With 75, it's likely they have a mixed year group class- you will need to clarify this to work out if it is an Infant Class Size appeal of not. ( So they could have 3 Reception Classes, but 5 classes across Yr1& 2- this would mean they can't take more unless a mistake has made. If there however is 3 classes in each Reception, Yr1 and Yr2, they can take more and not be over the legal class size).

Just moving house isn't reason enough to win an appeal, especially on short distance moves. You need to prove why this is the most suitable school.

Aroundtheworldin80moves Tue 09-Jun-20 20:50:56

Just to add, when I moved house last year, the Council saidthat they needed to find us school places within 5 miles. Anything more than 2, they would provide transport. Their school is 1.95 miles away.

Firsttimer101 Tue 09-Jun-20 21:01:08

Yes I’m thinking I need a better argument but I’m not sure what kind of thing is favoured. I’m gutted he will have to go so far to school, we moved to a new estate so he had the potential of some friends nearby and now it looks like he will be going to a different school to them unfortunately. Kicking myself that The house move didn’t fall earlier but just one of those things I suppose.

OP’s posts: |
admission Tue 09-Jun-20 21:03:39

You need to check whether the published admission number (PAN) for the school is 75 or is 90. Either way any appeal is likely to be an infant class size appeal, so will be very difficult to win.
You should be able to find the PAN from either the admission information on the school website or the LA admission information.
If the PAN is 75, then they will normally be running 3 classes in reception year of 25 and then 5 classes of 30 split across year 1 and 2. Whilst the classes in reception are only of 25, it is the fact that they are running 5 classes of 30 in year 1 and 2 that makes it an infant class size appeal.

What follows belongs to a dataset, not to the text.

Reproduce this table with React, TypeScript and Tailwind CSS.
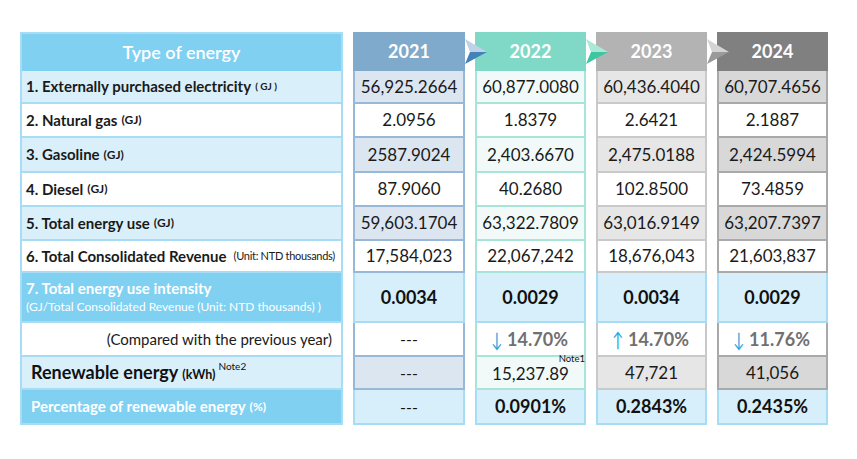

Have you got your name down on the waiting list? If you are only 0.3 miles from the preferred school then you probably will be near the top of the waiting list and with 75 per year group there could well be some movement in availability of places.

HoneyWheeler Tue 09-Jun-20 21:05:15

In my experience appeals are rarely successful, but what I will say (teacher) is that there is an awful lot of movement in September/October and quite often in year places come up. It continues to surprise me how many changes are made but I should expect it now!!

Firsttimer101 Tue 09-Jun-20 21:22:10

Thank you for your comments, I’ll call the team at the council and see if they can tell me where we are on the waiting list and hope there is some movement. As you say with a group of 75 hopefully there will be some changes. Ive checked their admissions criteria online and it just says they offer a maximum of 75 and max size is 30. It’s a neighbour who told me they have 3 classes per year group. We shall see and keep fingers crossed

OP’s posts: |


prh47bridge Tue 09-Jun-20 21:23:58

I agree with admission that this is likely to be an infant class size appeal. If it is, you would need to show that a mistake has been made that has cost your son a place. That is unlikely for an in-year application.

However, if the school has a PAN of 75 and operates 3 classes per year in Reception, Y1 and Y2 you will have a much better chance. In that situation you can win by showing that the disadvantage to your son through not being admitted outweighs any problems the school will face through having to cope with an additional pupil. The fact you've moved and live near the school won't carry any weight, nor will arguments about transport or childcare difficulties. You need to look for things this school offers that are missing from the allocated school and are particularly relevant to your son.